15 December 2025

Air Superiority in the Twenty-First Century: Lessons from Iran and Ukraine

Alexander Palmer and Kendall Ward

Russia has not achieved air superiority over Ukraine in more than three years of fighting, but Israel seized air superiority over Iran in less than four days. Despite the vastly different circumstances and strategic objectives facing each nation’s forces, this CSIS comparison of the two campaigns holds lessons for countries seeking to achieve air superiority in modern conflicts—or to deny it to their adversaries. Israel succeeded where Russia failed by building and equipping an organization that fit an offensive air superiority doctrine, preparing the battlefield with special operations forces, and taking full advantage of its intelligence edge. Ukraine succeeded where Iran failed in taking advantage of dispersion and mobility to prevent its suppressed air defenses from being destroyed.

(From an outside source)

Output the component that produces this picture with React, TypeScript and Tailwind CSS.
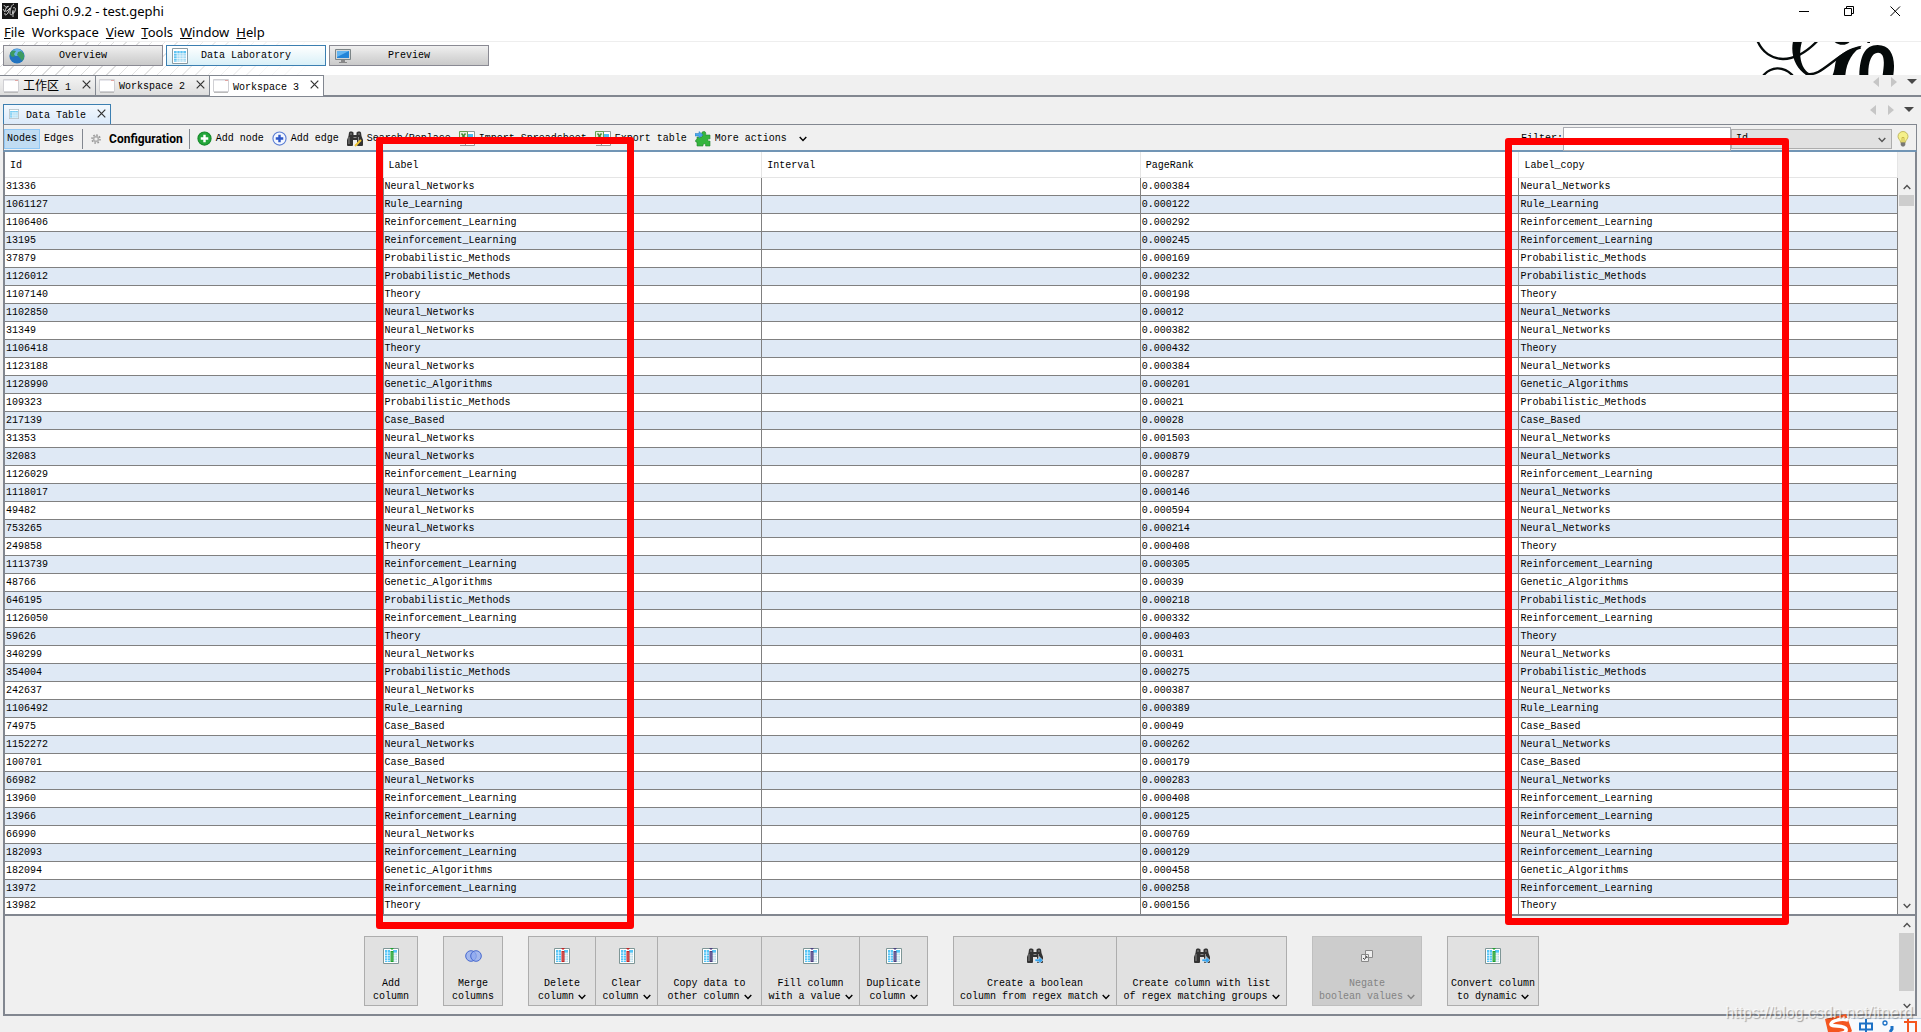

Before Russia invaded Ukraine, its Aerospace Forces (VKS) and missile forces were considered likely to play a major role in forcing Ukraine’s rapid collapse.1 But as Russia’s offensive unraveled in early 2022, commentators declared Russia’s air force to be “missing” and its performance to be “perplexing.”2 In contrast, the Israeli Defense Forces (IDF) achieved air superiority over Iran in less than four days, an achievement made more impressive by the fact that Tehran is nearly 1,000 miles from Israel’s nearest airbase.